__Problem__:
Count how many lines contain the word "screenshot". Respond with the number alone.

__Rows__:
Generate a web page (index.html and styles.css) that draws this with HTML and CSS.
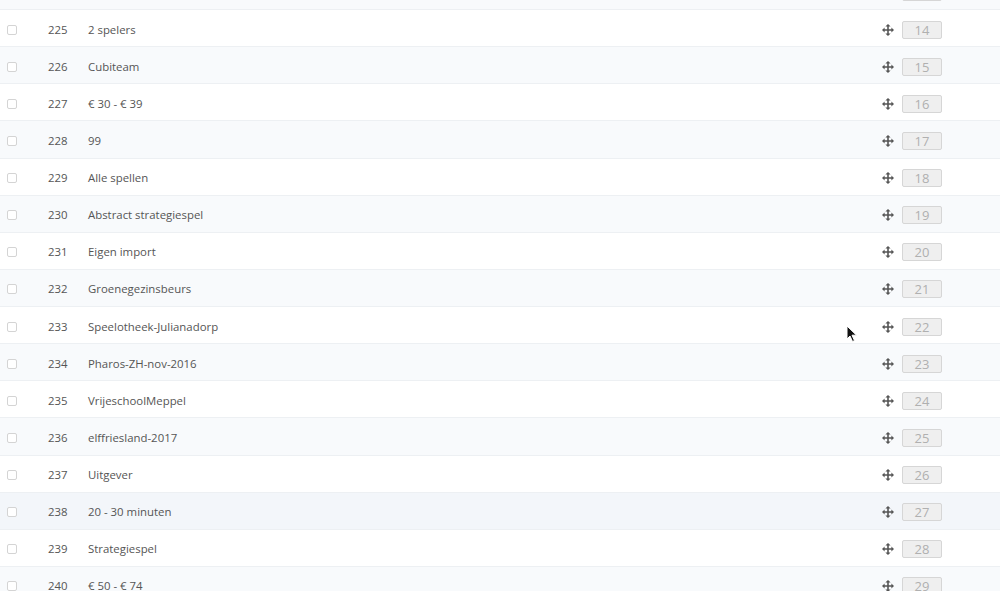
FILE: index.html
```html
<!DOCTYPE html>
<html lang="en">
<head>
    <meta charset="UTF-8">
    <meta name="viewport" content="width=device-width, initial-scale=1.0">
    <title>Categorieën sorteren</title>
    <link rel="stylesheet" href="styles.css">
</head>
<body>
    <div class="table-wrap">
        <div class="sort-list" id="sortList"></div>
        <!-- mouse pointer from the screenshot -->
        <svg class="cursor" width="12" height="18" viewBox="0 0 12 18">
            <path d="M1 1 L1 14 L4 11 L6.5 16.5 L8.5 15.6 L6 10.2 L10.5 10.2 Z" fill="#111" stroke="#fff" stroke-width="1"/>
        </svg>
    </div>

    <script>
        // first row is scrolled mostly out of view, only its box edge shows
        const items = [
            [null, ""],
            [225, "2 spelers"],
            [226, "Cubiteam"],
            [227, "€ 30 - € 39"],
            [228, "99"],
            [229, "Alle spellen"],
            [230, "Abstract strategiespel"],
            [231, "Eigen import"],
            [232, "Groenegezinsbeurs"],
            [233, "Speelotheek-Julianadorp"],
            [234, "Pharos-ZH-nov-2016"],
            [235, "VrijeschoolMeppel"],
            [236, "elffriesland-2017"],
            [237, "Uitgever"],
            [238, "20 - 30 minuten"],
            [239, "Strategiespel"],
            [240, "€ 50 - € 74"]
        ];

        const moveIcon = '<svg class="move-icon" width="12" height="12" viewBox="0 0 12 12">' +
            '<path d="M6 0 L8.6 2.6 H6.8 V5.2 H9.4 V3.4 L12 6 L9.4 8.6 V6.8 H6.8 V9.4 H8.6 L6 12 L3.4 9.4 H5.2 V6.8 H2.6 V8.6 L0 6 L2.6 3.4 V5.2 H5.2 V2.6 H3.4 Z"/></svg>';

        const list = document.getElementById("sortList");
        items.forEach((item, i) => {
            const row = document.createElement("div");
            row.className = "sort-row" + (i % 2 === 0 ? " striped" : "");
            if (item[0] === 238) row.className += " hovered";
            const first = item[0] === null;
            row.innerHTML =
                '<span class="check">' + (first ? '' : '<input type="checkbox">') + '</span>' +
                '<span class="id">' + (first ? '' : item[0]) + '</span>' +
                '<span class="name">' + item[1] + '</span>' +
                '<span class="handle">' + (first ? '<span class="move-space"></span>' : moveIcon) +
                '<span class="position">' + (first ? '' : i + 13) + '</span></span>';
            list.appendChild(row);
        });
    </script>
</body>
</html>
```

FILE: styles.css
```css
body {
    margin: 0;
    padding: 0;
    background: #fff;
    font-family: "Open Sans", Arial, sans-serif;
    font-size: 11.4px;
    color: #555;
    overflow: hidden;
}

.table-wrap {
    position: relative;
    height: 591px;
    overflow: hidden;
}

.sort-list {
    margin-top: -27.13px;
}

.sort-row {
    display: grid;
    grid-template-columns: 48px 40px 1fr 118px;
    align-items: center;
    height: 33.13px;
    padding-top: 3px;
    border-bottom: 1px solid #edf0f3;
    background: #fff;
}

.sort-row.striped {
    background: #f8fafc;
}

.sort-row.hovered {
    background: #f3f6fa;
}

.check {
    padding-left: 7px;
    display: flex;
    align-items: center;
}

.check input {
    appearance: none;
    -webkit-appearance: none;
    width: 10px;
    height: 10px;
    margin: 0;
    border: 1px solid #d4d4d4;
    border-radius: 2px;
    background: #fff;
}

.id,
.name {
    line-height: 16px;
}

.handle {
    display: flex;
    align-items: center;
}

.move-icon,
.move-space {
    fill: #555;
    width: 12px;
    height: 12px;
    margin-right: 8px;
}

.position {
    width: 38px;
    height: 16px;
    line-height: 16px;
    border: 1px solid #d6d6d6;
    border-radius: 2px;
    background: #efefef;
    color: #b0b0b0;
    font-size: 13px;
    text-align: center;
}

.cursor {
    position: absolute;
    left: 846px;
    top: 325px;
}
```
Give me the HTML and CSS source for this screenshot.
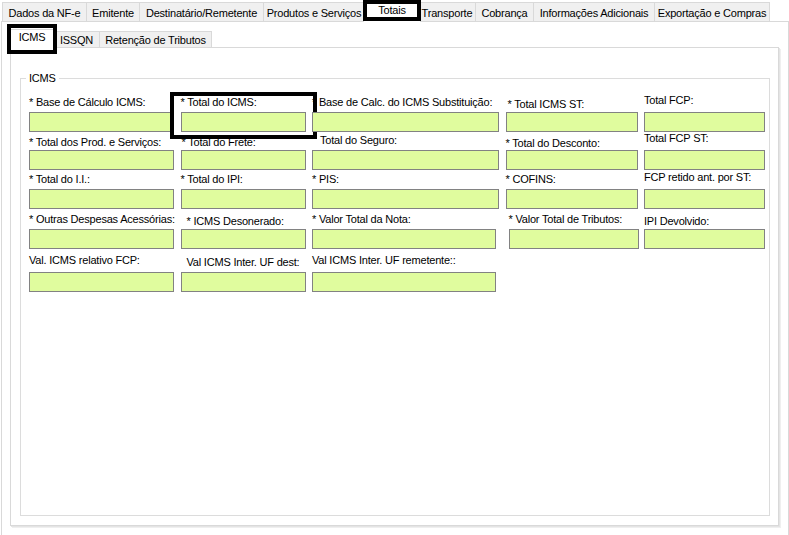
FILE: index.html
```html
<!DOCTYPE html>
<html lang="pt-BR">
  <head>
    <meta charset="UTF-8" />
    <meta name="viewport" content="width=device-width, initial-scale=1.0" />
    <title>NF-e - Totais</title>
    <link rel="stylesheet" href="styles.css">
  </head>
  <body>
    <div class="tab-control">
      <div class="tab-strip main-strip">
        <div class="tab">Dados da NF-e</div>
        <div class="tab">Emitente</div>
        <div class="tab">Destinatário/Remetente</div>
        <div class="tab">Produtos e Serviços</div>
        <div class="tab selected marked">Totais</div>
        <div class="tab">Transporte</div>
        <div class="tab">Cobrança</div>
        <div class="tab">Informações Adicionais</div>
        <div class="tab">Exportação e Compras</div>
      </div>
      <div class="tab-page main-page">
        <div class="tab-strip sub-strip">
          <div class="tab selected marked">ICMS</div>
          <div class="tab">ISSQN</div>
          <div class="tab">Retenção de Tributos</div>
        </div>
        <div class="tab-page sub-page">
          <fieldset class="group">
            <legend>ICMS</legend>
            <div class="fields">
              <!-- linha 1 -->
              <div class="field"><label>* Base de Cálculo ICMS:</label><input type="text" /></div>
              <div class="field marked"><label>* Total do ICMS:</label><input type="text" /></div>
              <div class="field"><label>* Base de Calc. do ICMS Substituição:</label><input type="text" /></div>
              <div class="field"><label class="low in-2">* Total ICMS ST:</label><input type="text" /></div>
              <div class="field"><label class="high">Total FCP:</label><input type="text" /></div>

              <!-- linha 2 -->
              <div class="field"><label class="low">* Total dos Prod. e Serviços:</label><input type="text" /></div>
              <div class="field"><label class="low in-1">* Total do Frete:</label><input type="text" /></div>
              <div class="field"><label class="in-8">Total do Seguro:</label><input type="text" /></div>
              <div class="field"><label class="lower">* Total do Desconto:</label><input type="text" /></div>
              <div class="field"><label class="high">Total FCP ST:</label><input type="text" /></div>

              <!-- linha 3 -->
              <div class="field"><label>* Total do I.I.:</label><input type="text" /></div>
              <div class="field"><label>* Total do IPI:</label><input type="text" /></div>
              <div class="field"><label>* PIS:</label><input type="text" /></div>
              <div class="field"><label>* COFINS:</label><input type="text" /></div>
              <div class="field"><label class="high">FCP retido ant. por ST:</label><input type="text" /></div>

              <!-- linha 4 -->
              <div class="field"><label>* Outras Despesas Acessórias:</label><input type="text" /></div>
              <div class="field"><label class="low in-6">* ICMS Desonerado:</label><input type="text" /></div>
              <div class="field"><label>* Valor Total da Nota:</label><input class="narrow" type="text" /></div>
              <div class="field"><label class="in-3">* Valor Total de Tributos:</label><input class="nudge" type="text" /></div>
              <div class="field"><label class="low">IPI Devolvido:</label><input type="text" /></div>

              <!-- linha 5 -->
              <div class="field"><label class="high">Val. ICMS relativo FCP:</label><input type="text" /></div>
              <div class="field"><label class="in-6">Val ICMS Inter. UF dest:</label><input type="text" /></div>
              <div class="field"><label class="high">Val ICMS Inter. UF remetente::</label><input class="narrow" type="text" /></div>
            </div>
          </fieldset>
        </div>
      </div>
    </div>
  </body>
</html>
```

FILE: styles.css
```css
body {
  margin: 0;
  background: #fff;
  color: #000;
  font: 11px "Liberation Sans", Arial, sans-serif;
  letter-spacing: -0.2px;
  overflow: hidden;
}

/* abas */
.tab-strip {
  display: flex;
  align-items: flex-end;
}
.tab {
  box-sizing: border-box;
  flex: none;
  padding: 0;
  border: 1px solid #d9d9d9;
  border-bottom: none;
  background: #f0f0f0;
  text-align: center;
  white-space: nowrap;
}
.tab + .tab {
  border-left: none;
}
.tab.selected {
  position: relative;
  z-index: 1;
  margin: 0 -2px -1px;
  border-left: 1px solid #d9d9d9;
  background: #fff;
}

.main-strip {
  height: 21px;
  padding-left: 2px;
}
.main-strip .tab {
  height: 19px;
  padding-top: 2px;
  line-height: 16px;
}
.main-strip .tab.selected {
  height: 22px;
  padding-top: 1px;
}
/* larguras das abas como no form original */
.main-strip .tab:nth-child(1) { width: 85px; }
.main-strip .tab:nth-child(2) { width: 53px; }
.main-strip .tab:nth-child(3) { width: 124px; }
.main-strip .tab:nth-child(4) { width: 101px; }
.main-strip .tab:nth-child(5) { width: 58px; }
.main-strip .tab:nth-child(6) { width: 57px; }
.main-strip .tab:nth-child(7) { width: 58px; }
.main-strip .tab:nth-child(8) { width: 121px; }
.main-strip .tab:nth-child(9) { width: 115px; }

.sub-strip {
  height: 25px;
  padding-left: 8px;
}
.sub-strip .tab {
  height: 16px;
  padding-top: 1px;
  line-height: 14px;
}
.sub-strip .tab.selected {
  height: 19px;
  padding-top: 0;
}
.sub-strip .tab:nth-child(1) { width: 48px; }
.sub-strip .tab:nth-child(2) { width: 46px; }
.sub-strip .tab:nth-child(3) { width: 112px; }

/* marcacoes pretas */
.marked::after {
  content: "";
  position: absolute;
  border: 4px solid #000;
  pointer-events: none;
}
.main-strip .marked::after {
  top: -1px;
  bottom: 1px;
  left: -1px;
  right: -1px;
}
.sub-strip .marked::after {
  top: -6px;
  bottom: -6px;
  left: -2px;
  right: -2px;
}

/* paginas */
.tab-page {
  box-sizing: border-box;
  border: 1px solid #d9d9d9;
  background: #fff;
}
.main-page {
  width: 788px;
  height: 530px;
  margin-left: 1px;
}
.sub-page {
  display: flex;
  flex-direction: column;
  width: 769px;
  height: 479px;
  margin-left: 8px;
  padding: 24px 8px 9px 9px;
  box-shadow: 1px 1px 0 #e4e4e4, 2px 2px 0 #efefef;
}

/* groupbox */
.group {
  flex: 1;
  min-width: 0;
  margin: 0;
  padding: 9px 8px 0 8px;
  border: 1px solid #dcdcdc;
}
.group legend {
  margin-left: -3px;
  padding: 0 3px;
  line-height: 13px;
}

.fields {
  display: grid;
  grid-template-columns: 145px 125px 187px 132px 121px;
  grid-template-rows: 38px 38px 39px 40px 43px;
  column-gap: 6.5px;
}
.field {
  position: relative;
  display: flex;
  flex-direction: column;
  justify-content: flex-end;
}
.field label {
  margin-bottom: 3px;
  line-height: 13px;
  white-space: nowrap;
}
.field label.low {
  margin-bottom: 1px;
}
.field label.lower {
  margin-bottom: 0;
}
.field label.high {
  margin-bottom: 5px;
}
.in-1 { padding-left: 1px; }
.in-2 { padding-left: 2px; }
.in-3 { padding-left: 3px; }
.in-6 { padding-left: 6px; }
.in-8 { padding-left: 8px; }

.field input {
  box-sizing: border-box;
  width: 100%;
  height: 20px;
  margin: 0;
  padding: 0 3px;
  border: 1px solid #828282;
  background: #e0fc9e;
  font: inherit;
  outline: none;
}
.field input.narrow {
  width: 184px;
}
.field input.nudge {
  width: 130px;
  margin-left: 3px;
}

.field.marked::after {
  top: -2px;
  bottom: -7px;
  left: -11px;
  right: -11px;
}
```
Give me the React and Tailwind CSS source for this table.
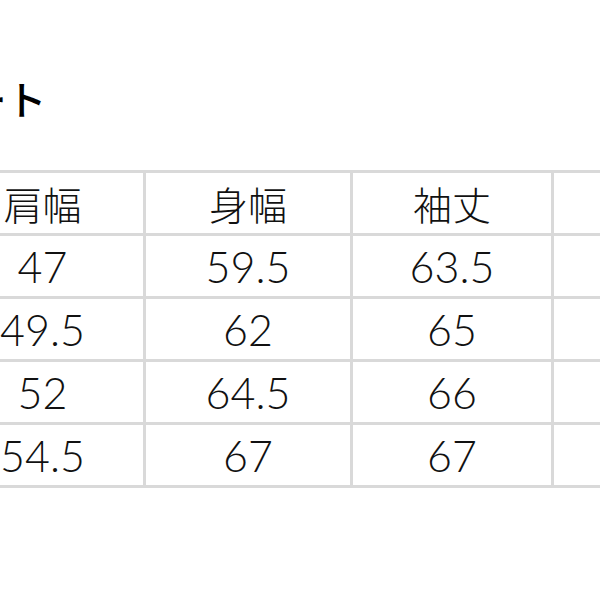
const columns = ['肩幅', '身幅', '袖丈', '着丈'];

const rows = [
  ['47', '59.5', '63.5', '72'],
  ['49.5', '62', '65', '74'],
  ['52', '64.5', '66', '76'],
  ['54.5', '67', '67', '78'],
];

const font = { fontFamily: '"Noto Sans CJK JP", "Noto Sans", sans-serif' };
const numFont = { fontFamily: 'Lato, "Noto Sans CJK JP", sans-serif' };

export default function App() {
  return (
    <div className="h-[600px] w-[600px] overflow-hidden bg-white text-[#111]" style={font}>
      <h1 className="ml-[-232px] mt-[78px] whitespace-nowrap text-[40px] font-medium leading-[40px] text-black">
        サイズチャート
      </h1>

      <div className="mt-[52px] ml-[-61px] w-[900px] bg-[#d9d9d9] py-[3px]">
        <div className="grid grid-cols-[201px_204px_198px_204px_204px] gap-[3px] px-[3px]">
          {columns.map((c) => (
            <div
              key={c}
              className="flex h-[60px] items-center justify-center bg-white text-[39px] font-light leading-none"
            >
              {c}
            </div>
          ))}
          <div className="h-[60px] bg-white" />

          {rows.map((r, i) =>
            [...r, ''].map((v, j) => (
              <div
                key={`${i}-${j}`}
                className="flex h-[60px] items-center justify-center bg-white text-[43px] font-light leading-none"
                style={numFont}
              >
                {v}
              </div>
            ))
          )}
        </div>
      </div>
    </div>
  );
}
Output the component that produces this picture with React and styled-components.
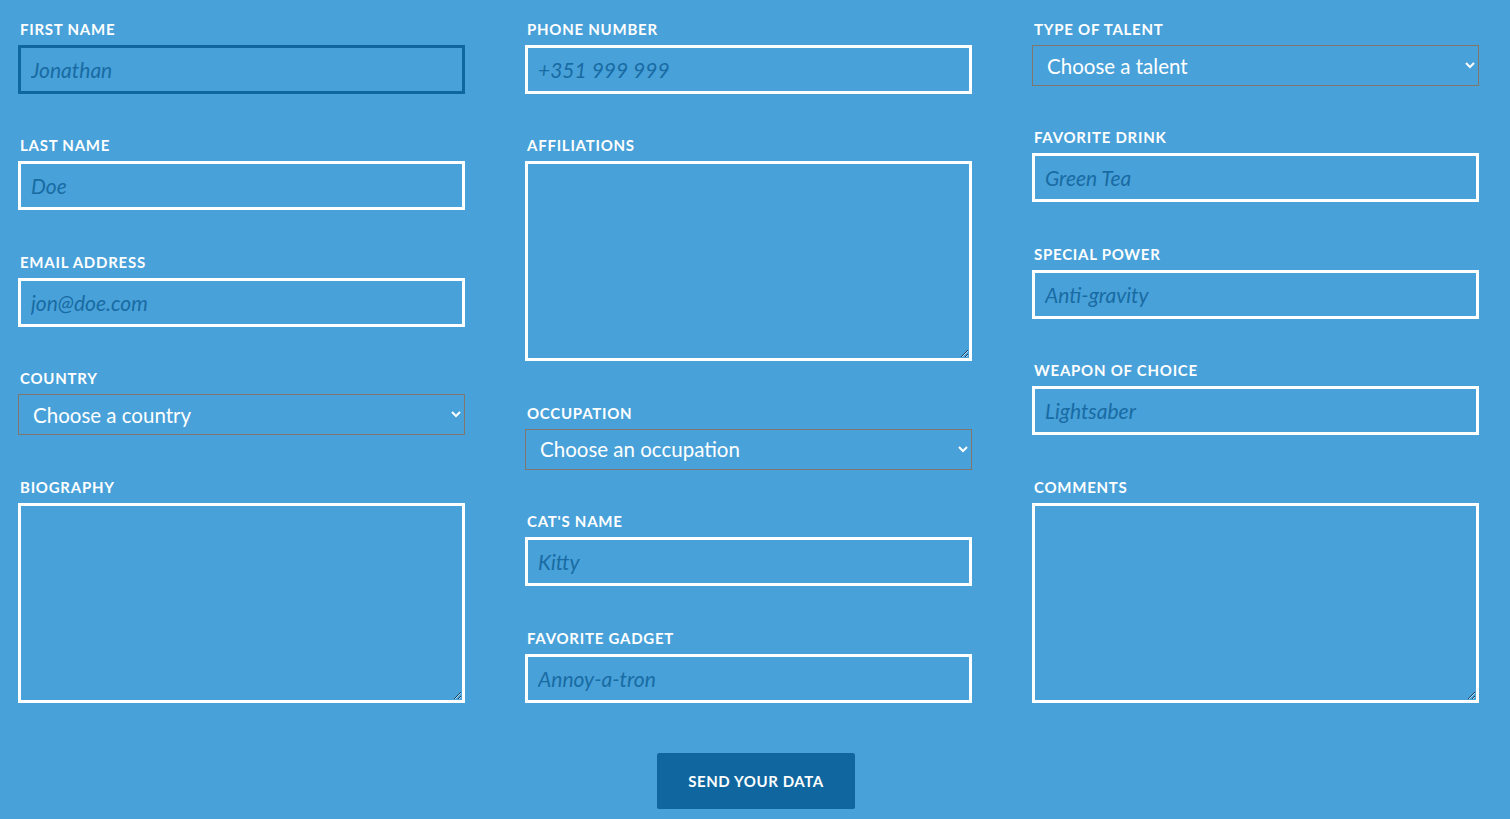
import React from "react";
import styled, { createGlobalStyle } from "styled-components";

const GlobalStyle = createGlobalStyle`
  html, body {
    margin: 0;
    padding: 0;
    background: #48a1d9;
  }
  body {
    font-family: "Lato", "Open Sans", sans-serif;
  }
  * {
    box-sizing: border-box;
  }
`;

const Form = styled.form`
  width: 1510px;
  min-height: 819px;
  padding: 20px 31px 0 18px;
  background: #48a1d9;
`;

const Columns = styled.div`
  display: grid;
  grid-template-columns: repeat(3, 447px);
  column-gap: 60px;
`;

const Column = styled.div`
  display: flex;
  flex-direction: column;
`;

const Field = styled.div`
  display: flex;
  flex-direction: column;
  margin-bottom: 42.4px;
`;

const Label = styled.label`
  display: block;
  padding-left: 2px;
  margin-bottom: 7px;
  font-size: 15px;
  line-height: 18px;
  font-weight: 700;
  letter-spacing: 0.75px;
  text-transform: uppercase;
  color: #ffffff;
`;

const controlText = `
  font-family: "Lato", "Open Sans", sans-serif;
  color: #ffffff;
  background: transparent;
  outline: none;
`;

const Input = styled.input`
  ${controlText}
  width: 100%;
  height: 49px;
  padding: 0 10px;
  border: 3px solid ${(p) => (p.$active ? "#10679f" : "#ffffff")};
  font-size: 21px;
  caret-color: #ffffff;

  &::placeholder {
    color: #196ba3;
    font-style: italic;
    opacity: 1;
  }
`;

const TextArea = styled.textarea`
  ${controlText}
  width: 100%;
  height: 200px;
  padding: 10px;
  border: 3px solid #ffffff;
  font-size: 21px;
  resize: vertical;
`;

const Select = styled.select`
  ${controlText}
  width: 100%;
  height: 41px;
  padding: 0 10px;
  border: 1px solid #80776b;
  border-radius: 0;
  font-size: 20.5px;

  option {
    color: #222;
  }
`;

const Footer = styled.div`
  display: flex;
  justify-content: center;
  padding: 8px 0 11px 15px;
`;

const SendButton = styled.button`
  width: 198px;
  height: 56px;
  border: none;
  border-radius: 2px;
  background: #10679f;
  color: #ffffff;
  font-family: "Lato", "Open Sans", sans-serif;
  font-size: 15px;
  font-weight: 700;
  letter-spacing: 0.6px;
  text-transform: uppercase;
  cursor: pointer;
`;

const columns = [
  [
    { label: "First name", type: "text", placeholder: "Jonathan", active: true },
    { label: "Last name", type: "text", placeholder: "Doe" },
    { label: "Email address", type: "email", placeholder: "jon@doe.com" },
    { label: "Country", type: "select", placeholder: "Choose a country" },
    { label: "Biography", type: "textarea" },
  ],
  [
    { label: "Phone number", type: "tel", placeholder: "+351 999 999" },
    { label: "Affiliations", type: "textarea" },
    { label: "Occupation", type: "select", placeholder: "Choose an occupation" },
    { label: "Cat's name", type: "text", placeholder: "Kitty" },
    { label: "Favorite gadget", type: "text", placeholder: "Annoy-a-tron" },
  ],
  [
    { label: "Type of talent", type: "select", placeholder: "Choose a talent" },
    { label: "Favorite drink", type: "text", placeholder: "Green Tea" },
    { label: "Special power", type: "text", placeholder: "Anti-gravity" },
    { label: "Weapon of choice", type: "text", placeholder: "Lightsaber" },
    { label: "Comments", type: "textarea" },
  ],
];

const Control = ({ field, id }) => {
  if (field.type === "textarea") return <TextArea id={id} />;
  if (field.type === "select")
    return (
      <Select id={id} defaultValue="">
        <option value="" disabled>
          {field.placeholder}
        </option>
      </Select>
    );
  return (
    <Input
      id={id}
      type={field.type}
      placeholder={field.placeholder}
      $active={field.active}
      autoFocus={field.active}
    />
  );
};

const App = () => {
  return (
    <>
      <GlobalStyle />
      <Form onSubmit={(e) => e.preventDefault()}>
        <Columns>
          {columns.map((col, i) => (
            <Column key={i}>
              {col.map((field) => {
                const id = field.label.toLowerCase().replace(/\W+/g, "-");
                return (
                  <Field key={id}>
                    <Label htmlFor={id}>{field.label}</Label>
                    <Control field={field} id={id} />
                  </Field>
                );
              })}
            </Column>
          ))}
        </Columns>
        <Footer>
          <SendButton type="submit">Send your data</SendButton>
        </Footer>
      </Form>
    </>
  );
};

export default App;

__Answer below__:
2